Je ne voudrais pas que tu te prives pour moi. Tu me demandes si cela me fait plaisir. Certes, il m’a rendu service cet argent et tu peux croire que je ne crois pas le dépenser mal à propos. Je t’envoie mes comptes. Tu sais presque à un centime près ce que tire des denrées et ce que j’achète. Pour m’habiller je ne crois pas avoir acheté pour 3 frs. depuis ton départ, mais je n’en ai pas eu besoin, ne crois pas que j’ai souffert pour ça. Par exemple, lundi j’ai acheté une douzaine d’assiettes à soupe. Elles augmentent, je les ai payées 2 frs. tandis qu’avant la guerre elle m’auraient coûté 1.20. Mais je m’attarde sur ces petits détails et aujourd’hui je ne veux pas t’envoyer 10 pages. Je pensais en commençant ne remplir que celle-ci mais je vois que déjà elle est pleine; il m’en faudra donc prendre une autre. Hier j’ai porté les intérêts d’Elisa. Sous peu, peut-être la semaine prochaine, je porterai ceux des Bonnets. Ces jours-ci Lydie doit être à Montpellier; je voudrais qu’elle fut de retour lorsque j’y irai. Bien que je ne le lui ai pas dit je m’attends à ce qu’elle m’ envoie quelques mots pour me dire comment va Paul. Je comptais, lundi, apporter ceux des pommes de terre, mais le maire les ayant inscrites au nom de mon papa, le percepteur, ce brave employé, m’a pas voulu me donner l’argent. Il m’a dit de faire signer mon papa, après quoi il me payerait. Il y en a pour 88 frs passé. La manière d’agir avec moi m’a rappelé ce que ma cousine Lydie m’avait raconté il y a quelques temps. Il ne voulait pas lui payer à elle non plus le prix de leur cheval. Elle a insisté et il lui a donné l’argent. Elle me disait que chaque fois qu’elle avait à faire chez lui, ils échangeaient quelques paroles un peu raides. Aujourd’hui encore on a passé pour la réquisition. Je n’ai rien à vendre. On demandait du blé et pommes de terre. Il n’y aurait que la Chaille et encore nous ferait-elle faute pour le travail. Pour le moment on ne demande pas de bêtes. Je ne sais comment faire si nous essayons d’en avoir un peu soin avant de la vendre ou si nous attendons encore longtemps.

Mon papa préférait l’engraisser légèrement, il est vrai que telle qu’elle est, elle est bien maigre, plus que les autres je crois, puis la vendre l’été.

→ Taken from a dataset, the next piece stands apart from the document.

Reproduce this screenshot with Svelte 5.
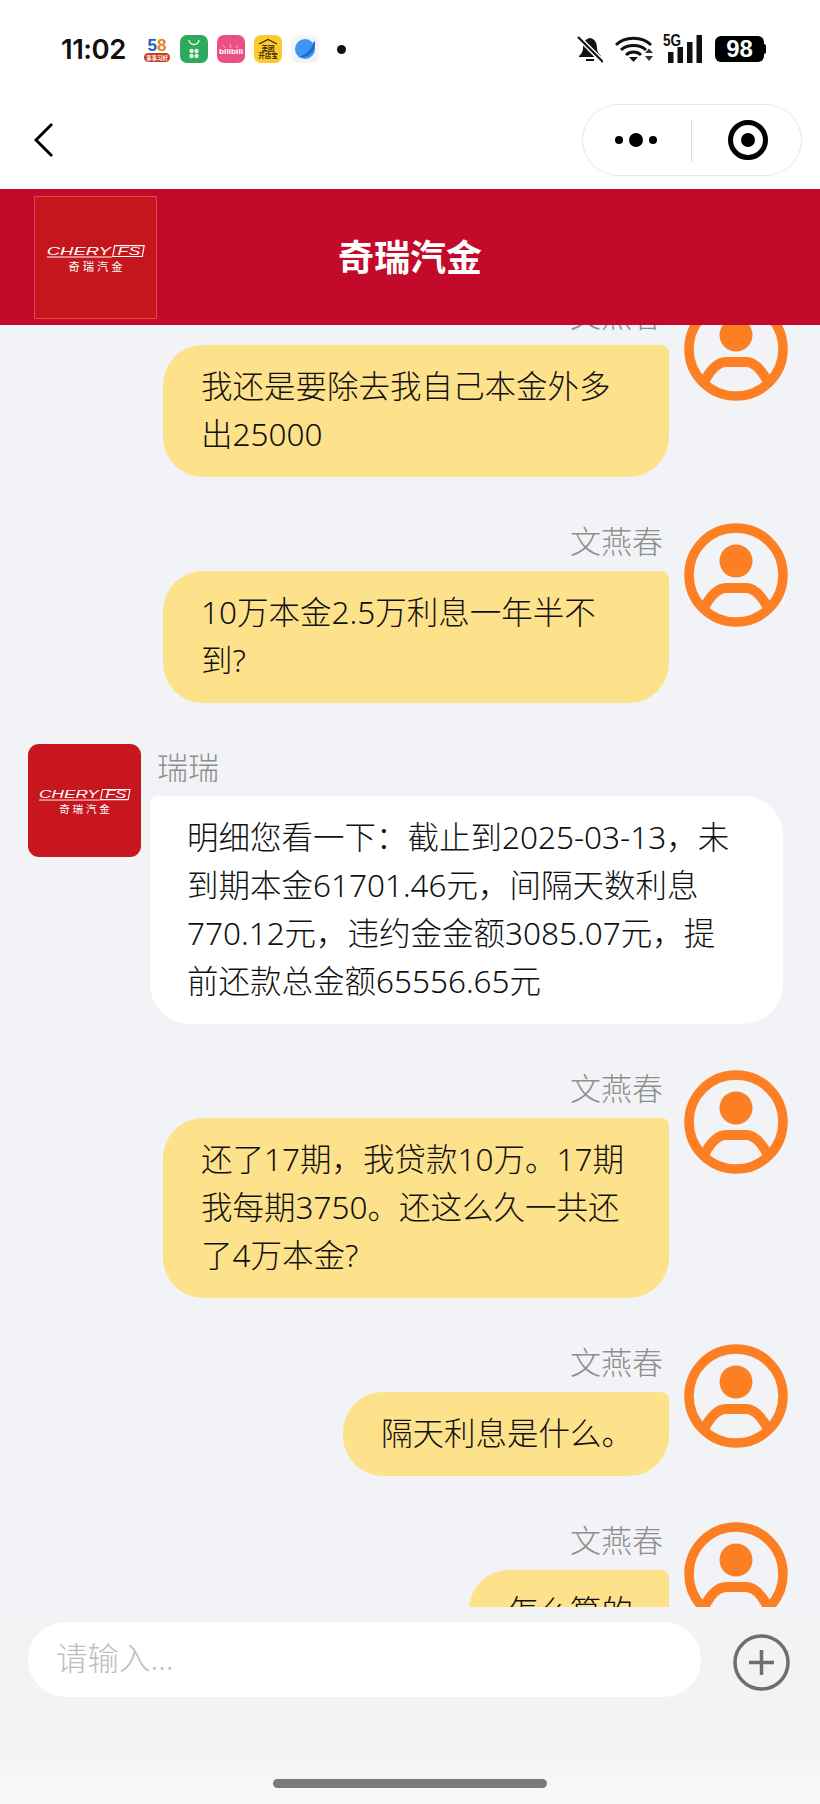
<script>
  const messages = [
    { side: 'right', name: '文燕春', text: '我还是要除去我自己本金外多出25000' },
    { side: 'right', name: '文燕春', text: '10万本金2.5万利息一年半不到?' },
    { side: 'left', name: '瑞瑞', text: '明细您看一下：截止到2025-03-13，未到期本金61701.46元，间隔天数利息770.12元，违约金金额3085.07元，提前还款总金额65556.65元' },
    { side: 'right', name: '文燕春', text: '还了17期，我贷款10万。17期我每期3750。还这么久一共还了4万本金?' },
    { side: 'right', name: '文燕春', text: '隔天利息是什么。' },
    { side: 'right', name: '文燕春', text: '怎么算的' }
  ];
</script>

{#snippet cheryLogo()}
  <svg class="logo-art" viewBox="0 0 123 123">
    <text class="logo-en" x="12" y="59" textLength="65" lengthAdjust="spacingAndGlyphs">CHERY</text>
    <path d="M12 61H78" stroke="#fff" stroke-width="1" />
    <path d="M81 49.500H111L109 60.500H79Z" fill="none" stroke="#fff" stroke-width="1.200" />
    <text class="logo-en" x="84" y="59" textLength="23" lengthAdjust="spacingAndGlyphs">FS</text>
    <text class="logo-cn" x="34" y="75" textLength="55">奇瑞汽金</text>
  </svg>
{/snippet}

{#snippet userAvatar()}
  <svg class="avatar" viewBox="0 0 104 104">
    <circle cx="52" cy="52" r="47" fill="none" stroke="#fd7f23" stroke-width="9.500" />
    <circle cx="52" cy="38" r="16.500" fill="#fd7f23" />
    <path d="M19 87C26 73 34 65 42 65H62C70 65 78 73 85 87" fill="none" stroke="#fd7f23" stroke-width="10" />
  </svg>
{/snippet}

<div class="page">
  <div class="status-bar">
    <span class="time">11:02</span>
    <div class="app-icons">
      <svg class="app" viewBox="0 0 28 28">
        <text x="14" y="15.500" text-anchor="middle" class="t58"><tspan fill="#1e5fc0">5</tspan><tspan fill="#e8841a">8</tspan></text>
        <rect x="1" y="18" width="26" height="9" rx="4.500" fill="#c8401f" />
        <text x="14" y="25" text-anchor="middle" class="tiny" fill="#fff">事事习好</text>
      </svg>
      <svg class="app" viewBox="0 0 28 28">
        <rect width="28" height="28" rx="7" fill="#2fa95c" />
        <path d="M9 5C10 11 18 11 19 5" fill="none" stroke="#fff" stroke-width="1.300" />
        <circle cx="11.500" cy="16" r="2.200" fill="#dff3e5" />
        <circle cx="16.500" cy="16" r="2.200" fill="#dff3e5" />
        <circle cx="11.500" cy="21" r="2.200" fill="#dff3e5" />
        <circle cx="16.500" cy="21" r="2.200" fill="#dff3e5" />
      </svg>
      <svg class="app" viewBox="0 0 28 28">
        <rect width="28" height="28" rx="7" fill="#ec4f86" />
        <path d="M6 10L8 13M13 9L14 13M21 10L19 13" stroke="#f9c4d8" stroke-width="0.800" />
        <text x="14" y="19" text-anchor="middle" class="bili" fill="#fff" textLength="24" lengthAdjust="spacingAndGlyphs">bilibili</text>
      </svg>
      <svg class="app" viewBox="0 0 28 28">
        <rect width="28" height="28" rx="7" fill="#fdc92c" />
        <path d="M5 9L14 4.500L23 9" fill="none" stroke="#3a2c05" stroke-width="1.200" />
        <text x="14" y="15.500" text-anchor="middle" class="tiny2" fill="#3a2c05">美团</text>
        <text x="14" y="23" text-anchor="middle" class="tiny2" fill="#3a2c05">开店宝</text>
      </svg>
      <svg class="app" viewBox="0 0 28 28">
        <rect width="28" height="28" rx="7" fill="#f2f4f5" />
        <circle cx="14" cy="14" r="10" fill="#3f95f2" />
        <path d="M7 22C14 21 21 15 23 6L24 7C25 14 20 24 7 22Z" fill="#1f66d0" />
      </svg>
      <span class="dot"></span>
    </div>
    <div class="status-right">
      <svg class="bell" viewBox="0 0 26 27">
        <path d="M13 2C8 3 6 7 6 12C6 16 4 18 2 20V21H24V20C22 18 20 16 20 12C20 7 18 3 13 2Z" fill="#111" />
        <path d="M9 24H17" stroke="#111" stroke-width="2" />
        <path d="M1 1L26 26" stroke="#fff" stroke-width="5" />
        <path d="M1 1L26 26" stroke="#111" stroke-width="2.200" />
      </svg>
      <svg class="wifi" viewBox="0 0 38 28">
        <path d="M1 10C10 1 27 1 36 10" fill="none" stroke="#111" stroke-width="3" />
        <path d="M6 15C12 9 25 9 31 15" fill="none" stroke="#111" stroke-width="3" />
        <path d="M11 20C15 16 22 16 26 20" fill="none" stroke="#111" stroke-width="3" />
        <path d="M14 22H23L18.500 27Z" fill="#111" />
        <path d="M30 18H38L34 13.500Z M30 21H38L34 26Z" fill="#333" />
      </svg>
      <div class="signal">
        <span class="five-g">5G</span>
        <svg class="bars" viewBox="0 0 34 28">
          <rect x="0" y="17" width="5.500" height="11" fill="#111" />
          <rect x="9.500" y="12" width="5.500" height="16" fill="#111" />
          <rect x="19" y="7" width="5.500" height="21" fill="#111" />
          <rect x="28.500" y="0" width="5.500" height="28" fill="#111" />
        </svg>
      </div>
      <div class="battery"><span>98</span></div>
    </div>
  </div>

  <div class="nav-bar">
    <svg class="back" viewBox="0 0 20 36">
      <path d="M18 2L2 18L18 34" fill="none" stroke="#000" stroke-width="3" />
    </svg>
    <div class="capsule">
      <div class="more">
        <span class="small"></span><span class="big"></span><span class="small"></span>
      </div>
      <span class="divider"></span>
      <svg class="target" viewBox="0 0 40 40">
        <circle cx="20" cy="20" r="17.500" fill="none" stroke="#000" stroke-width="5" />
        <circle cx="20" cy="20" r="7" fill="#000" />
      </svg>
    </div>
  </div>

  <header class="top">
    <div class="top-logo">{@render cheryLogo()}</div>
    <h1>奇瑞汽金</h1>
  </header>

  <main class="messages">
    {#each messages as m}
      <div class="row {m.side}">
        {#if m.side === 'left'}
          <div class="agent-avatar">{@render cheryLogo()}</div>
        {/if}
        <div class="content">
          <div class="name">{m.name}</div>
          <div class="bubble">{m.text}</div>
        </div>
        {#if m.side === 'right'}
          {@render userAvatar()}
        {/if}
      </div>
    {/each}
  </main>

  <footer class="footer">
    <div class="input-row">
      <div class="input">请输入...</div>
      <svg class="plus" viewBox="0 0 57 57">
        <circle cx="28.500" cy="28.500" r="26.500" fill="none" stroke="#6e6e6e" stroke-width="3.500" />
        <path d="M16 28.500H41M28.500 16V41" stroke="#6e6e6e" stroke-width="3.500" />
      </svg>
    </div>
    <div class="home-bar"></div>
  </footer>
</div>

<style>
  :global(body) {
    margin: 0;
    background: #f1f3f6;
  }

  .page {
    width: 820px;
    height: 1804px;
    display: flex;
    flex-direction: column;
    overflow: hidden;
    background: #f1f3f6;
    font-family: 'Noto Sans', 'Noto Sans CJK SC', sans-serif;
  }

  .status-bar {
    height: 98px;
    flex: none;
    display: flex;
    align-items: center;
    background: #fff;
    padding: 0 55px 0 61px;
    box-sizing: border-box;
  }

  .time {
    font-family: Inter, sans-serif;
    font-size: 27.500px;
    font-weight: 600;
    letter-spacing: -0.500px;
    color: #111;
    width: 82px;
  }

  .app-icons {
    display: flex;
    align-items: center;
    gap: 9px;
  }

  .app {
    width: 28px;
    height: 28px;
    display: block;
  }

  .t58 {
    font: 700 17px 'Liberation Sans', sans-serif;
  }

  .tiny {
    font: 700 5.500px 'Noto Sans CJK SC', sans-serif;
  }

  .tiny2 {
    font: 700 6.500px 'Noto Sans CJK SC', sans-serif;
  }

  .bili {
    font: 700 8px 'Liberation Sans', sans-serif;
  }

  .dot {
    width: 9px;
    height: 9px;
    border-radius: 50%;
    background: #111;
    margin-left: 9px;
  }

  .status-right {
    margin-left: auto;
    display: flex;
    align-items: center;
  }

  .bell {
    width: 26px;
    height: 27px;
    margin-right: 12px;
  }

  .wifi {
    width: 38px;
    height: 28px;
    margin-right: 10px;
  }

  .signal {
    position: relative;
    width: 39px;
    height: 28px;
    margin-right: 13px;
  }

  .five-g {
    position: absolute;
    z-index: 1;
    left: 0;
    top: -2px;
    font: 700 16px/15px 'Liberation Sans', sans-serif;
    transform: scaleX(0.85);
    transform-origin: left;
    color: #111;
  }

  .bars {
    position: absolute;
    right: 0;
    top: 0;
    width: 34px;
    height: 28px;
  }

  .battery {
    position: relative;
    width: 49px;
    height: 26px;
    margin-right: 1px;
    border-radius: 6px;
    background: #000;
    display: flex;
    align-items: center;
    justify-content: center;
    color: #fff;
    font: 700 24px 'Liberation Sans', sans-serif;
  }

  .battery::after {
    content: '';
    position: absolute;
    right: -2px;
    top: 8px;
    width: 2px;
    height: 10px;
    border-radius: 0 2px 2px 0;
    background: #000;
  }

  .nav-bar {
    height: 91px;
    flex: none;
    display: flex;
    align-items: center;
    justify-content: space-between;
    background: #fff;
    padding: 0 18px 7px 34px;
    box-sizing: border-box;
  }

  .back {
    width: 20px;
    height: 36px;
  }

  .capsule {
    width: 220px;
    height: 72px;
    box-sizing: border-box;
    border: 1px solid #e6e6e6;
    border-radius: 36px;
    display: flex;
    align-items: center;
    padding-left: 32px;
  }

  .more {
    display: flex;
    align-items: center;
    gap: 6px;
    width: 76px;
  }

  .more span {
    display: block;
    border-radius: 50%;
    background: #000;
  }

  .small {
    width: 8px;
    height: 8px;
  }

  .big {
    width: 14px;
    height: 14px;
  }

  .divider {
    width: 1px;
    height: 43px;
    background: #dcdcdc;
  }

  .target {
    width: 40px;
    height: 40px;
    margin-left: 36px;
  }

  .top {
    height: 136px;
    flex: none;
    box-sizing: border-box;
    background: #c30a2b;
    display: grid;
    grid-template-columns: 1fr auto 1fr;
    align-items: center;
    padding-left: 34px;
    padding-right: 34px;
  }

  .top-logo {
    width: 123px;
    height: 123px;
    box-sizing: border-box;
    background: #c5161d;
    border: 1px solid #dc4750;
  }

  .top h1 {
    margin: 0 0 4px;
    font-size: 36px;
    font-weight: 700;
    color: #fff;
  }

  .logo-art {
    display: block;
    width: 100%;
    height: 100%;
  }

  .logo-en {
    font: italic 400 12px 'Liberation Sans', sans-serif;
    fill: #fff;
  }

  .logo-cn {
    font: 400 11.500px 'Noto Sans CJK SC', sans-serif;
    fill: #fff;
  }

  .messages {
    flex: 1;
    min-height: 0;
    overflow: hidden;
  }

  .messages .row:first-child {
    margin-top: -28px;
  }

  .row {
    display: flex;
    align-items: flex-start;
    margin-bottom: 46px;
  }

  .row.right {
    justify-content: flex-end;
    padding-right: 32px;
  }

  .row.left {
    padding-left: 28px;
    margin-top: -5px;
  }

  .avatar {
    width: 104px;
    height: 104px;
    flex: none;
    margin-left: 15px;
  }

  .agent-avatar {
    width: 113px;
    height: 113px;
    flex: none;
    border-radius: 11px;
    background: #c8161e;
    overflow: hidden;
  }

  .content {
    display: flex;
    flex-direction: column;
  }

  .right .content {
    align-items: flex-end;
  }

  .left .content {
    align-items: flex-start;
    margin-left: 9px;
  }

  .name {
    font-size: 31px;
    font-weight: 300;
    color: #8e8e8e;
    padding: 0 6px;
    box-sizing: border-box;
  }

  .right .name {
    height: 48px;
    line-height: 36px;
  }

  .left .name {
    height: 52px;
    line-height: 46px;
    padding: 0 7px;
  }

  .bubble {
    box-sizing: border-box;
    padding: 17px 37px 19px;
    font-size: 31.500px;
    font-weight: 300;
    line-height: 48px;
    color: #111;
    border-radius: 40px;
  }

  .right .bubble {
    max-width: 506px;
    padding-left: 38px;
    padding-right: 36px;
    background: #fee18b;
    border-top-right-radius: 8px;
  }

  .left .bubble {
    width: 633px;
    background: #fff;
    border-top-left-radius: 8px;
  }

  .footer {
    height: 197px;
    flex: none;
    box-sizing: border-box;
    padding-top: 15px;
    background: linear-gradient(#f2f3f5 75%, #f7f7f7 85%);
  }

  .input-row {
    display: flex;
    align-items: center;
    padding: 0 30px 0 28px;
  }

  .input {
    flex: 1;
    height: 75px;
    max-width: 673px;
    line-height: 72px;
    padding-left: 28px;
    box-sizing: border-box;
    background: #fff;
    border-radius: 38px;
    font-size: 31.500px;
    font-weight: 300;
    color: #bdbdbd;
  }

  .plus {
    width: 57px;
    height: 57px;
    margin-left: auto;
    margin-top: 6px;
  }

  .home-bar {
    width: 274px;
    height: 9px;
    margin: 82px auto 0;
    border-radius: 5px;
    background: #7a7a7a;
  }
</style>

Moi je calcule qu’il me faut du blé ou son pour les deux porcs que je vais engraisser ( je crois que c’est le meilleur, ils ne seront pas lourds, mais pour leur laisser passer l’ été, ils maigriraient sûrement, ou nous mangeraient trop de blé, et non seulement cela, mais le travail) encore la truie au mois de mai pour sa portée, il m’en faut encore pour la Génisse, la Faïne et la Louvette lorsqu’elles auront leurs veaux.

Par dessus tout ça il nous manque du froment. Je comptais en changer pour du seigle, de meunier n’a pas pu; d’ailleurs qui sait si en fin d’année le seigle ne m’aurait pas manqué? Pourtant je ne crois pas en avoir beaucoup donné à chaque bête.

On enverra peut-être pas des étrangers comme je te disais, c’est à dire qu’on les laissera à l’hôtel. On m’a dit que l’on avait examiné que ces personnes, ayant souffert, ne pouvaient pas recevoir dans les fermes les soins que réclamait leur état.

Cher Reymond, excuse les fautes, je ne relis pas et c’est à la hâte que j’écris. Si je ne suis pas dérangée je me promets de t’écrire très longuement dimanche. En attendant ce moment je t’envoie beaucoup de baisers.

 

Ton épouse bien aimée Emma.

 

 

Aujourd’hui nous n’avons pu faire le trèfle ou avoine – le temps était pluvieux. Nous allons tous assez bien, mon bras me gêne peu maintenant; c’est une des raisons pour lesquelles je t’écris moins longuement, ces jours-ci. Je me lève tard, car je ne suis jamais des plus fortes. Il est souvent 7 heures mais dans la journée, je vais tacher de m’occuper ce que je pourrais, tu comprends que nous avons du travail.

Mes parents t’embrassent et Georges dort.

Tu me demandais un jour si nous avions loué un vacher, je ne sais pas si je t’ai répondu là-dessus, en tout cas je me rappelle t’en avoir parlé autrefois. Je reprends Maurice à 15 frs par mois. Nous lui avions demandé de venir au milieu du mois d’avril je ne sais s’il le fera. Mon papa n’a point acheté de porc pour eux.